Mr. Chairman, members of the committee:
Thank you for the opportunity to speak today regarding the agreement between the United States and Russia on the New Strategic Arms Reduction Treaty. This treaty reduces the strategic nuclear forces of our two nations in a manner that strengthens the strategic stability of our relationship and protects the security of the American people and our allies.
America’s nuclear arsenal remains a vital pillar of our national security, deterring potential adversaries and reassuring allies and partners. As such, the first step of the year-long Nuclear Posture Review was an extensive analysis which, among other things, determined how many delivery vehicles and deployed warheads were needed. This in turn provided the basis for our negotiations. The results of those studies give me confidence that the Department of Defense will be able to maintain a strong and effective nuclear deterrent while modernizing our weapons to ensure they are safe, secure, and reliable, all within the limits of this new treaty.
The U.S. strategic nuclear deterrent will continue to be based on the Triad of delivery systems – intercontinental ballistic missiles (ICBMs), submarine-launched ballistic missiles (SLBMs), and nuclear-capable heavy bombers – within the boundaries negotiated in the New START Treaty. Those are:
Under this treaty, we retain the power to determine the composition of our force structure, allowing the United States complete flexibility to deploy, maintain, and modernize our strategic nuclear forces in the manner that best protects our national security interests. The Defense Department has established a baseline force structure to guide our planning, one that does not require changes to current or planned basing arrangements.

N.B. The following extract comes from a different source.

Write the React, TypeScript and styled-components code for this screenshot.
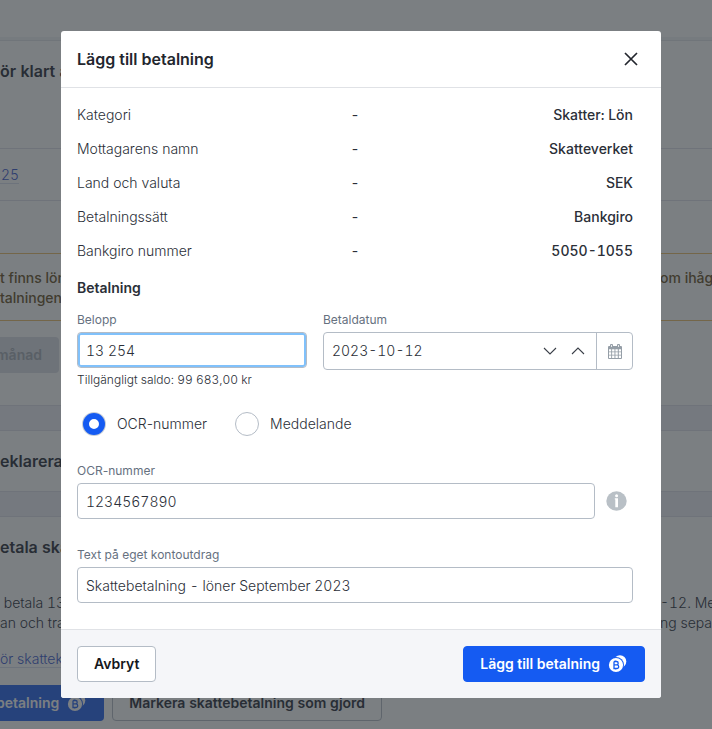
import React from "react";
import styled, { createGlobalStyle, css } from "styled-components";

const GlobalStyle = createGlobalStyle`
  *, *::before, *::after { box-sizing: border-box; }
  body {
    margin: 0;
    font-family: Inter, "Liberation Sans", sans-serif;
    font-size: 14px;
    line-height: 20px;
    color: #2b2f38;
    background: #ffffff;
  }
  button, input { font: inherit; color: inherit; }
  h1, h2, h3, p, dl, dd, dt, fieldset { margin: 0; padding: 0; border: 0; }
`;

const Shell = styled.div`
  position: relative;
  min-height: 100vh;
  overflow: hidden;
`;

/* Page behind the dialog */
const Page = styled.main`
  display: flex;
  flex-direction: column;
  white-space: nowrap;
  font-weight: 350;
  font-variant-numeric: tabular-nums;
  color: #30343f;
`;

const TopBar = styled.div`
  height: 41px;
  border-bottom: 1px solid #e3e5ec;
  box-shadow: inset 0 -3px 0 #f2f4f8;
`;

const PageTitle = styled.h2`
  font-size: 16px;
  line-height: 24px;
  font-weight: 600;
`;

const TitleRow = styled.div<{ $height: number; $top: number }>`
  height: ${(p) => p.$height}px;
  padding-top: ${(p) => p.$top}px;
`;

const LinkRow = styled.div`
  margin-left: -8px;
  padding: 16px 0 15px;
  border: 1px solid #e0e2ea;
  border-width: 1px 0;
`;

const PageLink = styled.a`
  color: #3f5cd0;
  text-decoration: none;
  border-bottom: 1px solid #dce0f0;
`;

const Alert = styled.div`
  margin-top: 52px;
  padding: 14px 0 12px;
  border: 1px solid #eec070;
  border-width: 1px 0;
  color: #6e5830;
  font-weight: 550;
`;

const SplitLine = styled.div`
  display: flex;
  justify-content: space-between;
`;

const Tail = styled.span`
  width: 52px;
`;

const Actions = styled.div<{ $top: number }>`
  display: flex;
  gap: 8px;
  margin: ${(p) => p.$top}px 0 0 -5px;
`;

const PageButton = styled.button<{ $kind: "muted" | "primary" | "plain" }>`
  display: flex;
  align-items: center;
  gap: 8px;
  height: 36px;
  padding: 0 16px;
  border: 1px solid transparent;
  border-radius: 4px;
  font-weight: 600;
  ${(p) =>
    p.$kind === "muted" &&
    css`
      padding-left: 0;
      background: #dee1e8;
      color: #abb0b8;
    `}
  ${(p) =>
    p.$kind === "primary" &&
    css`
      padding-left: 0;
      background: #2c66ee;
      color: #ffffff;
    `}
  ${(p) =>
    p.$kind === "plain" &&
    css`
      background: transparent;
      border-color: #b9bfc8;
    `}
`;

const Band = styled.div`
  height: 26px;
  border: 1px solid #e0e2ea;
  border-width: 1px 0;
  background: #eff0f8;
`;

const Copy = styled.div`
  padding-bottom: 16px;
`;

/* Dialog */
const Backdrop = styled.div`
  position: absolute;
  inset: 0;
  display: flex;
  justify-content: center;
  align-items: flex-start;
  padding: 31px 0 31px 10px;
  background: rgba(35, 42, 46, 0.6);
`;

const Dialog = styled.form`
  width: 100%;
  max-width: 600px;
  border-radius: 3px;
  background: #ffffff;
  overflow: hidden;
`;

const DialogHeader = styled.header`
  display: flex;
  align-items: center;
  justify-content: space-between;
  height: 57px;
  padding: 0 16px;
  border-bottom: 1px solid #e0e2e6;
`;

const DialogTitle = styled.h1`
  font-size: 16px;
  line-height: 24px;
  font-weight: 600;
  color: #23262e;
`;

const CloseButton = styled.button`
  display: grid;
  place-items: center;
  width: 28px;
  height: 28px;
  padding: 0;
  border: 0;
  background: none;
`;

const DialogBody = styled.div`
  padding: 10px 28px 26px 16px;
`;

const Details = styled.dl`
  display: flex;
  flex-direction: column;
`;

const DetailRow = styled.div`
  display: grid;
  grid-template-columns: 1fr auto 1fr;
  align-items: center;
  height: 34px;
`;

const Term = styled.dt`
  font-weight: 350;
`;

const Value = styled.dd`
  text-align: right;
  font-weight: 550;
  font-variant-numeric: tabular-nums;
`;

const SectionTitle = styled.h3`
  margin-top: 10px;
  font-size: 14px;
  line-height: 20px;
  font-weight: 600;
`;

const FieldGrid = styled.div`
  display: grid;
  grid-template-columns: minmax(0, 23fr) minmax(0, 31fr);
  align-items: start;
  gap: 16px;
  margin-top: 14px;
`;

const Field = styled.div`
  display: flex;
  flex-direction: column;
`;

const Label = styled.label`
  margin-bottom: 4px;
  font-size: 12px;
  line-height: 16px;
  color: #66717f;
`;

const inputText = css`
  padding: 0 8px;
  outline: none;
  font-weight: 350;
  font-variant-numeric: tabular-nums;
`;

const TextInput = styled.input<{ $active?: boolean }>`
  ${inputText}
  width: 100%;
  min-width: 0;
  height: 36px;
  border: 1px solid #b4bcc6;
  border-radius: 4px;
  background: #ffffff;
  ${(p) =>
    p.$active &&
    css`
      box-shadow: inset 0 0 0 2px #80c1fb;
    `}
`;

const Hint = styled.p`
  margin-top: 4px;
  font-size: 12px;
  line-height: 16px;
  font-weight: 350;
  font-variant-numeric: tabular-nums;
`;

const DateBox = styled.div`
  display: flex;
  height: 38px;
  border: 1px solid #b4bcc6;
  border-radius: 4px;
`;

const DateInput = styled.input`
  ${inputText}
  flex: 1;
  min-width: 0;
  border: 0;
  background: none;
`;

const StepButton = styled.button`
  display: grid;
  place-items: center;
  width: 28px;
  padding: 0;
  border: 0;
  background: none;
`;

const CalendarButton = styled(StepButton)`
  width: 36px;
  margin-left: 4px;
  border-left: 1px solid #b4bcc6;
  color: #959ea7;
`;

const RadioGroup = styled.fieldset`
  display: flex;
  gap: 28px;
  margin-top: 24px;
  padding-left: 5px;
`;

const RadioLabel = styled.label`
  display: flex;
  align-items: center;
  gap: 11px;
  font-weight: 350;
`;

const Radio = styled.input`
  appearance: none;
  width: 24px;
  height: 24px;
  margin: 0;
  border: 1px solid #b4bcc6;
  border-radius: 50%;
  background: #ffffff;
  &:checked {
    width: 22px;
    height: 22px;
    margin: 1px;
    border: 6px solid #155bf2;
    box-shadow: 0 0 0 1px #c6cdd6;
  }
`;

const StackedField = styled(Field)<{ $top: number }>`
  margin-top: ${(p) => p.$top}px;
`;

const InputWithHelp = styled.div`
  display: flex;
  align-items: center;
  gap: 11px;
`;

const HelpButton = styled.button`
  display: grid;
  flex: none;
  place-items: center;
  width: 27px;
  height: 27px;
  padding: 0 6px 0 0;
  border: 0;
  background: none;
`;

const DialogFooter = styled.footer`
  display: flex;
  justify-content: space-between;
  padding: 16px;
  border-top: 1px solid #e0e2e6;
  background: #f5f6f9;
`;

const FooterButton = styled.button<{ $primary?: boolean }>`
  display: flex;
  align-items: center;
  gap: 8px;
  height: 36px;
  padding: 0 16px;
  border: 1px solid ${(p) => (p.$primary ? "#155bf2" : "#b4bcc6")};
  border-radius: 4px;
  background: ${(p) => (p.$primary ? "#155bf2" : "#ffffff")};
  color: ${(p) => (p.$primary ? "#ffffff" : "#15171c")};
  font-weight: 600;
`;

const CoinIcon = ({ ink = "#155bf2" }: { ink?: string }) => (
  <svg width="20" height="20" viewBox="0 0 20 20" fill="none" aria-hidden="true">
    <circle cx="12" cy="7.5" r="6.3" fill="#fff" />
    <circle cx="8" cy="11" r="8" fill={ink} />
    <circle cx="8" cy="11" r="7.1" fill="#fff" />
    <path
      d="M6 7.5h2.5a1.6 1.6 0 0 1 0 3.4H6m0 0h2.9a1.7 1.7 0 0 1 0 3.6H6V7.5M7.6 6.6v.9M7.6 14.5v.9"
      stroke={ink}
      strokeWidth="1.3"
    />
  </svg>
);

const CloseIcon = () => (
  <svg width="14" height="14" viewBox="0 0 14 14" aria-hidden="true">
    <path d="M1 1l12 12M13 1L1 13" stroke="#23262e" strokeWidth="1.7" />
  </svg>
);

const Chevron = ({ up }: { up?: boolean }) => (
  <svg width="14" height="8" viewBox="0 0 14 8" fill="none" aria-hidden="true">
    <path d={up ? "M1 7l6-6 6 6" : "M1 1l6 6 6-6"} stroke="#3a3f48" strokeWidth="1.1" />
  </svg>
);

const CalendarIcon = () => (
  <svg width="14" height="15" viewBox="0 0 14 15" aria-hidden="true">
    <path d="M1 2h12a1 1 0 0 1 1 1v11a1 1 0 0 1-1 1H1a1 1 0 0 1-1-1V3a1 1 0 0 1 1-1Z" fill="currentColor" />
    <rect x="2" y="0" width="3" height="4" rx="1" fill="currentColor" />
    <rect x="9" y="0" width="3" height="4" rx="1" fill="currentColor" />
    <path d="M3.5 1v2M10.5 1v2" stroke="#fff" strokeWidth="0.8" />
    <path
      d="M1 5.2h2.2v2.2H1zM4.1 5.2h2.4v2.2H4.1zM7.4 5.2h2.4v2.2H7.4zM10.8 5.2H13v2.2h-2.2zM1 8.3h2.2v2.4H1zM4.1 8.3h2.4v2.4H4.1zM7.4 8.3h2.4v2.4H7.4zM10.8 8.3H13v2.4h-2.2zM1 11.6h2.2V14H1zM4.1 11.6h2.4V14H4.1zM7.4 11.6h2.4V14H7.4zM10.8 11.6H13V14h-2.2z"
      fill="#fff"
    />
  </svg>
);

const InfoIcon = () => (
  <svg width="21" height="20" viewBox="0 0 21 20" aria-hidden="true">
    <ellipse cx="10.5" cy="10" rx="10.2" ry="9.7" fill="#b9c0c6" />
    <circle cx="10.6" cy="4.7" r="1.5" fill="#fff" />
    <path d="M8.8 7.3H12v9H9.3V8.6h-.5z" fill="#fff" />
  </svg>
);

const details = [
  ["Kategori", "Skatter: Lön"],
  ["Mottagarens namn", "Skatteverket"],
  ["Land och valuta", "SEK"],
  ["Betalningssätt", "Bankgiro"],
  ["Bankgiro nummer", "5050-1055"],
];

export default function App() {
  return (
    <Shell>
      <GlobalStyle />
      <Page>
        <TopBar />
        <TitleRow $height={107} $top={18}>
          <PageTitle>ör klart a</PageTitle>
        </TitleRow>
        <LinkRow>
          <PageLink href="#period">-25</PageLink>
        </LinkRow>
        <Alert>
          <SplitLine>
            <span>t finns lön</span>
            <Tail>om ihåg</Tail>
          </SplitLine>
          <SplitLine>
            <span>talningen</span>
          </SplitLine>
        </Alert>
        <Actions $top={16}>
          <PageButton type="button" $kind="muted">månad</PageButton>
        </Actions>
        <TitleRow $height={32} $top={0} />
        <Band />
        <TitleRow $height={60} $top={18}>
          <PageTitle>eklarera</PageTitle>
        </TitleRow>
        <Band />
        <TitleRow $height={76} $top={18}>
          <PageTitle>etala ska</PageTitle>
        </TitleRow>
        <Copy>
          <SplitLine>
            <span>&nbsp;betala 13</span>
            <Tail>-12. Me</Tail>
          </SplitLine>
          <SplitLine>
            <span>an och tra</span>
            <Tail>ng sepa</Tail>
          </SplitLine>
        </Copy>
        <div>
          <PageLink href="#skattekonto">ör skattek</PageLink>
        </div>
        <Actions $top={16}>
          <PageButton type="button" $kind="primary">
            betalning <CoinIcon ink="#2c66ee" />
          </PageButton>
          <PageButton type="button" $kind="plain">Markera skattebetalning som gjord</PageButton>
        </Actions>
      </Page>

      <Backdrop>
        <Dialog role="dialog" aria-modal="true" aria-labelledby="dialog-title" onSubmit={(e) => e.preventDefault()}>
          <DialogHeader>
            <DialogTitle id="dialog-title">Lägg till betalning</DialogTitle>
            <CloseButton type="button" aria-label="Stäng">
              <CloseIcon />
            </CloseButton>
          </DialogHeader>
          <DialogBody>
            <Details>
              {details.map(([term, value]) => (
                <DetailRow key={term}>
                  <Term>{term}</Term>
                  <span>-</span>
                  <Value>{value}</Value>
                </DetailRow>
              ))}
            </Details>
            <SectionTitle>Betalning</SectionTitle>
            <FieldGrid>
              <Field>
                <Label htmlFor="amount">Belopp</Label>
                <TextInput id="amount" defaultValue="13 254" $active />
                <Hint>Tillgängligt saldo: 99 683,00 kr</Hint>
              </Field>
              <Field>
                <Label htmlFor="date">Betaldatum</Label>
                <DateBox>
                  <DateInput id="date" defaultValue="2023-10-12" />
                  <StepButton type="button" aria-label="Föregående dag">
                    <Chevron />
                  </StepButton>
                  <StepButton type="button" aria-label="Nästa dag">
                    <Chevron up />
                  </StepButton>
                  <CalendarButton type="button" aria-label="Öppna kalender">
                    <CalendarIcon />
                  </CalendarButton>
                </DateBox>
              </Field>
            </FieldGrid>
            <RadioGroup>
              <RadioLabel>
                <Radio type="radio" name="reference" defaultChecked />
                OCR-nummer
              </RadioLabel>
              <RadioLabel>
                <Radio type="radio" name="reference" />
                Meddelande
              </RadioLabel>
            </RadioGroup>
            <StackedField $top={27}>
              <Label htmlFor="ocr">OCR-nummer</Label>
              <InputWithHelp>
                <TextInput id="ocr" defaultValue="1234567890" />
                <HelpButton type="button" aria-label="Information om OCR-nummer">
                  <InfoIcon />
                </HelpButton>
              </InputWithHelp>
            </StackedField>
            <StackedField $top={28}>
              <Label htmlFor="statement">Text på eget kontoutdrag</Label>
              <TextInput id="statement" defaultValue="Skattebetalning - löner September 2023" />
            </StackedField>
          </DialogBody>
          <DialogFooter>
            <FooterButton type="button">Avbryt</FooterButton>
            <FooterButton type="submit" $primary>
              Lägg till betalning <CoinIcon />
            </FooterButton>
          </DialogFooter>
        </Dialog>
      </Backdrop>
    </Shell>
  );
}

Let me also address some of the things that New START treaty will not affect.
First, the treaty will not constrain the United States from deploying the most effective missile defenses possible, nor impose additional costs or barriers on those defenses. As the administration’s Ballistic Missile Defense Review and budget plans make clear, the United States will continue to improve our capability to defend ourselves, our deployed forces, and our allies and partners against ballistic missile threats. We made this clear to the Russians in a unilateral statement made in connection with the treaty.
Furthermore, the New START does not restrict our ability to develop and deploy prompt conventional strike capabilities that could attack targets anywhere on the globe in an hour or less. The treaty’s limit of 700 deployed delivery vehicles combined with the associated ceiling of 1550 deployed warheads accommodates the limited number of conventional warheads we may need for this capability. We are also currently examining potential future long-range weapons systems for prompt global strike that would not be limited by the treaty.

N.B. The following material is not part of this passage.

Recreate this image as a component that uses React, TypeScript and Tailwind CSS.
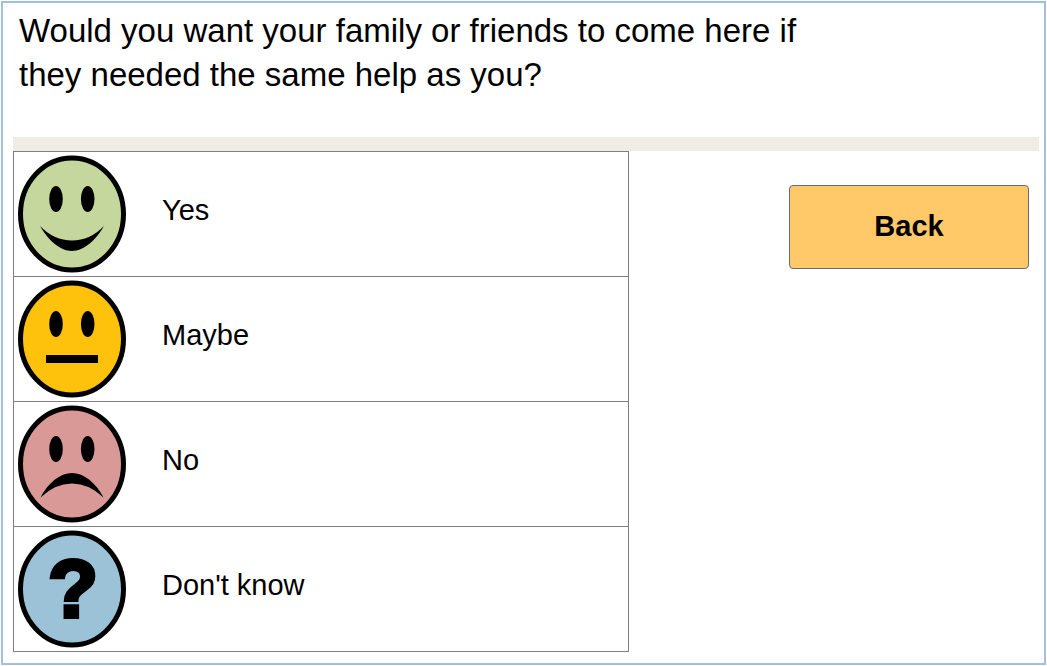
import React, { useState } from "react";

type Mood = "yes" | "maybe" | "no" | "unknown";

const options: { id: Mood; label: string; fill: string }[] = [
  { id: "yes", label: "Yes", fill: "#c5d79d" },
  { id: "maybe", label: "Maybe", fill: "#fec20c" },
  { id: "no", label: "No", fill: "#d99997" },
  { id: "unknown", label: "Don't know", fill: "#9cc2d8" },
];

const Face = ({ mood, fill }: { mood: Mood; fill: string }) => (
  <svg
    viewBox="0 0 108 118"
    className="h-[118px] w-[108px] shrink-0"
    aria-hidden="true"
  >
    <ellipse
      cx="54"
      cy="59"
      rx="51.5"
      ry="56"
      fill={fill}
      stroke="#000"
      strokeWidth="5"
    />
    {mood !== "unknown" && (
      <>
        <ellipse cx="38" cy="44" rx="6.8" ry="13" />
        <ellipse cx="69.7" cy="44" rx="6.8" ry="13" />
      </>
    )}
    {mood === "yes" && (
      <path d="M22 71 Q36 85.5 54 85.5 Q72 85.5 86 71 C78 85 66 96 54 96 C42 96 30 85 22 71 Z" />
    )}
    {mood === "maybe" && <rect x="28" y="75" width="52" height="8" />}
    {mood === "no" && (
      <path d="M22.5 92.5 C30 78 42 68 54 68 C66 68 78 78 85.5 92.5 Q71 78.5 54 78.5 Q37 78.5 22.5 92.5 Z" />
    )}
    {mood === "unknown" && (
      <text
        x="55"
        y="87"
        textAnchor="middle"
        stroke="#000"
        strokeWidth="4"
        className="font-['Liberation_Sans',Arial,sans-serif] text-[82px] font-bold"
      >
        ?
      </text>
    )}
  </svg>
);

const App = () => {
  const [answer, setAnswer] = useState<Mood | null>(null);

  return (
    <main className="m-px border-2 border-[#a3bfdf] bg-white pt-1.5 pr-[5px] pb-[11px] pl-2.5 font-['Liberation_Sans',Arial,sans-serif] text-black">
      <h1 className="min-h-32 max-w-[820px] pl-1.5 text-[33px] leading-[44px]">
        Would you want your family or friends to come here if they needed the
        same help as you?
      </h1>
      <div className="h-3.5 bg-[#f0ebe4]" />
      <div className="flex items-start justify-between">
        <ul className="w-3/5 border border-[#7f7f7f]">
          {options.map((option) => (
            <li
              key={option.id}
              className="border-b border-[#7f7f7f] last:border-b-0"
            >
              <button
                type="button"
                aria-pressed={answer === option.id}
                onClick={() => setAnswer(option.id)}
                className="flex w-full cursor-pointer items-center gap-9 py-[3px] pl-1 text-left"
              >
                <Face mood={option.id} fill={option.fill} />
                <span className="pb-1.5 text-[29px]">{option.label}</span>
              </button>
            </li>
          ))}
        </ul>
        <button
          type="button"
          onClick={() => window.history.back()}
          className="mt-[34px] mr-2.5 h-[84px] w-60 cursor-pointer rounded border border-[#6b6b75] bg-[#ffc869] text-[29px] font-bold"
        >
          Back
        </button>
      </div>
    </main>
  );
};

export default App;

In my view, a key contribution of this treaty is its provision for a strong verification regime. While the intelligence community will provide a detailed classified assessment, I would like to emphasize some of the key elements of this regime, which provides a firm basis for monitoring Russia’s compliance with its treaty obligations while also providing important insights into the size and composition of Russian strategic forces.
I am confident that the New START treaty will in no way compromise America’s nuclear deterrent. In many ways, the primary threat to the effectiveness and credibility of the deterrent is one that we control ourselves, and that is failing to invest adequately in our nation’s nuclear weapons infrastructure – a point I have made a number of times in recent years. Maintaining an adequate stockpile of safe, secure, and reliable nuclear warheads requires a reinvigoration of our nuclear weapons complex – that is, our infrastructure and our science, technology, and engineering base.
To this end, the Department of Defense is transferring $4.6 billion to the Department of Energy’s National Nuclear Security Administration through Fiscal Year 2015. This transfer will assist in funding critical nuclear weapons life extension programs and efforts to modernize the nuclear weapons infrastructure. The initial applications of this funding, along with an additional $1.1 billion being transferred for naval nuclear reactors, are reflected in the Defense and Energy Department’s FY11 budget requests, which I urge the Congress to approve. These investments, and the Nuclear Posture Review’s strategy for warhead life extension, represent a credible modernization plan to sustain the nuclear infrastructure and support our nation’s deterrent.
I would close with this. I first began working on strategic arms control with the Russians in 1970, a U.S. effort that led to the first Strategic Arms Limitation Agreement with Moscow two years later. The key question then and in the decades since has always been the same: is the United States better off with an agreement or without it? The answer for each successive president has always been: “with an agreement.” The U.S. Senate has always agreed, approving each treaty by lopsided, bipartisan margins.
The same answer holds true for New START: the U.S. is far better off with this treaty than without it, and I am confident that it is the right agreement for today and for the future. It increases stability and predictability, allows us to sustain a strong nuclear Triad, and preserves our flexibility to deploy the nuclear and non-nuclear capabilities needed for effective deterrence and defense. In light of all of these factors, I urge the Senate to give its advice and consent to ratification of the New START Treaty.